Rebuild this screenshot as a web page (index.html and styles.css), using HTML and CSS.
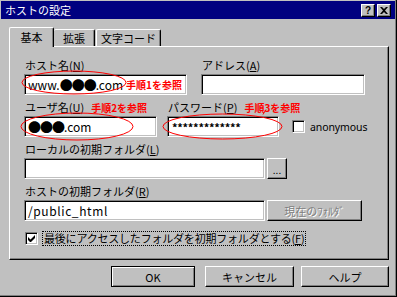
FILE: index.html
```html
<!DOCTYPE html>
<html lang="ja">
<head>
<meta charset="utf-8">
<title>ホストの設定</title>
<link rel="stylesheet" href="styles.css">
</head>
<body>
<div class="window">
  <div class="titlebar">
    <span class="title">ホストの設定</span>
    <div class="caption-btns">
      <span class="cbtn q">?</span>
      <span class="cbtn">
        <svg width="8" height="7" viewBox="0 0 8 7"><path d="M0 0h2l2 2 2-2h2L5 3.5 8 7H6L4 5 2 7H0l3-3.5z" fill="#000"/></svg>
      </span>
    </div>
  </div>
  <div class="content">
    <div class="tabs">
      <div class="tab active">基本</div>
      <div class="tab t2">拡張</div>
      <div class="tab t3">文字コード</div>
    </div>
    <div class="panel">
      <div class="row row1">
        <div class="field">
          <div class="label">ホスト名(<u>N</u>)</div>
          <div class="input"><span>www.</span><span class="dots">●●●</span><span>.com</span><span class="note in-note">手順1を参照</span></div>
        </div>
        <div class="field">
          <div class="label">アドレス(<u>A</u>)</div>
          <div class="input"></div>
        </div>
      </div>
      <div class="row row2">
        <div class="field">
          <div class="label">ユーザ名(<u>U</u>)<span class="note">手順2を参照</span></div>
          <div class="input"><span class="dots">●●●</span><span>.com</span></div>
        </div>
        <div class="field">
          <div class="label">パスワード(<u>P</u>)<span class="note">手順3を参照</span></div>
          <div class="input pw">*************</div>
        </div>
        <div class="check-wrap">
          <span class="checkbox"></span>
          <span class="check-label">anonymous</span>
        </div>
      </div>
      <div class="row row3">
        <div class="field">
          <div class="label">ローカルの初期フォルダ(<u>L</u>)</div>
          <div class="input"></div>
        </div>
        <div class="btn small-btn">...</div>
      </div>
      <div class="row row3b">
        <div class="field">
          <div class="label">ホストの初期フォルダ(<u>R</u>)</div>
          <div class="input mono">/public_html</div>
        </div>
        <div class="btn disabled">現在のﾌｫﾙﾀﾞ</div>
      </div>
      <div class="row row4">
        <span class="checkbox checked">
          <svg width="7" height="7" viewBox="0 0 7 7"><path d="M0 2v3l2 2h1l4-4V0L2.5 4.5z" fill="#000"/></svg>
        </span>
        <span class="focus">最後にアクセスしたフォルダを初期フォルダとする(<u>F</u>)</span>
      </div>
    </div>
    <div class="buttons">
      <div class="btn default">OK</div>
      <div class="btn">キャンセル</div>
      <div class="btn">ヘルプ</div>
    </div>
  </div>
  <svg class="marks" width="397" height="297" viewBox="0 0 397 297">
    <g fill="none" stroke="#f00" stroke-width="1">
      <ellipse cx="74" cy="82.5" rx="52" ry="11.5"/>
      <ellipse cx="77" cy="126.5" rx="56" ry="13.5"/>
      <path d="M106 113.5c1-2 3-3 3-5"/>
      <ellipse cx="222.5" cy="126.5" rx="59.5" ry="12.5"/>
      <path d="M263 114.5c1-2 2-3 3-5"/>
    </g>
  </svg>
</div>
</body>
</html>
```
FILE: styles.css
```css
* { box-sizing: border-box; }
html, body { margin: 0; padding: 0; }
body {
  width: 397px;
  height: 297px;
  overflow: hidden;
  background: #c0c0c0;
  font-family: "Noto Sans CJK JP", "Noto Sans", sans-serif;
  font-size: 11px;
  color: #000;
}
u { text-decoration: underline; text-underline-offset: 1px; }

.window {
  position: relative;
  width: 397px;
  height: 297px;
  background: #c0c0c0;
  border-right: 1px solid #000;
  border-bottom: 1px solid #000;
  box-shadow: inset -1px -1px #808080;
  padding: 1px 1px 0 1px;
}

.titlebar {
  height: 18px;
  background: #000080;
  color: #fff;
  display: flex;
  align-items: center;
  justify-content: space-between;
  padding: 0 4px 0 4px;
}
.title { font-size: 11px; line-height: 18px; }
.caption-btns { display: flex; gap: 2px; margin-top: 1px; }
.cbtn {
  width: 14px;
  height: 13px;
  background: #c0c0c0;
  border: 1px solid;
  border-color: #fff #000 #000 #fff;
  box-shadow: inset -1px -1px #808080;
  display: flex;
  align-items: center;
  justify-content: center;
  color: #000;
  font-family: "Liberation Sans", sans-serif;
  font-weight: bold;
  font-size: 10px;
  line-height: 1;
}

.content { padding: 8px 0 0 8px; }

.tabs {
  display: flex;
  align-items: flex-end;
  height: 19px;
  position: relative;
  z-index: 2;
}
.tab {
  height: 17px;
  background: #c0c0c0;
  border-top: 1px solid #fff;
  border-left: 1px solid #fff;
  border-right: 1px solid #000;
  box-shadow: inset -1px 0 #808080;
  border-radius: 2px 2px 0 0;
  display: flex;
  align-items: center;
  justify-content: center;
  font-size: 11px;
  line-height: 14px;
}
.tab.active {
  width: 45px;
  height: 20px;
  margin-bottom: -1px;
  padding-bottom: 2px;
}
.tab.t2 { width: 41px; border-left: none; }
.tab.t3 { width: 65px; margin-left: 1px; }

.panel {
  position: relative;
  width: 380px;
  height: 214px;
  border-top: 1px solid #fff;
  border-left: 1px solid #fff;
  border-right: 1px solid #000;
  border-bottom: 1px solid #000;
  box-shadow: inset -1px -1px #808080;
  padding: 10px 0 0 14px;
  display: flex;
  flex-direction: column;
}

.row { display: grid; align-items: end; }
.row1 { grid-template-columns: 163px 164px; column-gap: 14px; }
.row2 { grid-template-columns: 133px 112px auto; column-gap: 10px; margin-top: 4px; }
.row3 { grid-template-columns: 241px 20px; column-gap: 2px; margin-top: 4px; }
.row3b { grid-template-columns: 241px 95px; column-gap: 2px; margin-top: 4px; }
.row4 {
  display: flex;
  align-items: center;
  margin-top: 10px;
  height: 15px;
  padding-left: 1px;
}

.label {
  height: 16px;
  line-height: 16px;
  margin-bottom: 1px;
  padding-left: 1px;
  white-space: nowrap;
}
.note {
  color: #f00;
  font-size: 10px;
  font-weight: bold;
  margin-left: 7px;
}
.in-note { margin-left: 3px; line-height: 1; }

.input {
  height: 21px;
  background: #fff;
  border: 1px solid;
  border-color: #808080 #fff #fff #808080;
  box-shadow: inset 1px 1px #000, inset -1px -1px #c0c0c0;
  display: flex;
  align-items: center;
  padding: 0 0 0 3px;
  font-size: 12px;
  white-space: nowrap;
  overflow: hidden;
}
.dots { font-size: 13px; letter-spacing: -1px; }
.pw { font-size: 11px; font-weight: bold; letter-spacing: -0.3px; padding-left: 4px; }
.mono { font-size: 12px; letter-spacing: 0.6px; }

.check-wrap {
  display: flex;
  align-items: center;
  height: 21px;
  margin-left: 3px;
}
.checkbox {
  width: 13px;
  height: 13px;
  flex: none;
  background: #fff;
  border: 1px solid;
  border-color: #808080 #fff #fff #808080;
  box-shadow: inset 1px 1px #000, inset -1px -1px #c0c0c0;
  display: flex;
  align-items: center;
  justify-content: center;
}
.check-label { margin-left: 5px; font-family: "Noto Sans", sans-serif; font-size: 10.5px; letter-spacing: -0.1px; }
.focus {
  margin-left: 4px;
  padding: 0 1px;
  height: 15px;
  line-height: 13px;
  border: 1px dotted #000;
  white-space: nowrap;
  letter-spacing: -0.2px;
}

.btn {
  height: 21px;
  background: #c0c0c0;
  border: 1px solid;
  border-color: #fff #000 #000 #fff;
  box-shadow: inset -1px -1px #808080;
  display: flex;
  align-items: center;
  justify-content: center;
  font-size: 11px;
  white-space: nowrap;
}
.small-btn { align-items: flex-end; padding-bottom: 3px; line-height: 1; font-size: 10px; }
.disabled { color: #808080; text-shadow: 1px 1px #fff; font-size: 11px; }

.buttons {
  display: flex;
  margin-top: 6px;
  padding-left: 102px;
}
.buttons .btn { height: 21px; }
.buttons .btn:nth-child(1) { width: 84px; }
.buttons .btn:nth-child(2) { width: 89px; margin-left: 10px; }
.buttons .btn:nth-child(3) { width: 88px; margin-left: 7px; }
.btn.default {
  border: 1px solid #000;
  box-shadow: inset 1px 1px #fff, inset -1px -1px #808080;
}

.marks { position: absolute; left: 0; top: 0; pointer-events: none; }
```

**Written task:**
Look through the data above. Each line containing the word "index" needs to be copied.

**Solution for this exercise:**
Rebuild this screenshot as a web page (index.html and styles.css), using HTML and CSS.
FILE: index.html
  z-index: 2;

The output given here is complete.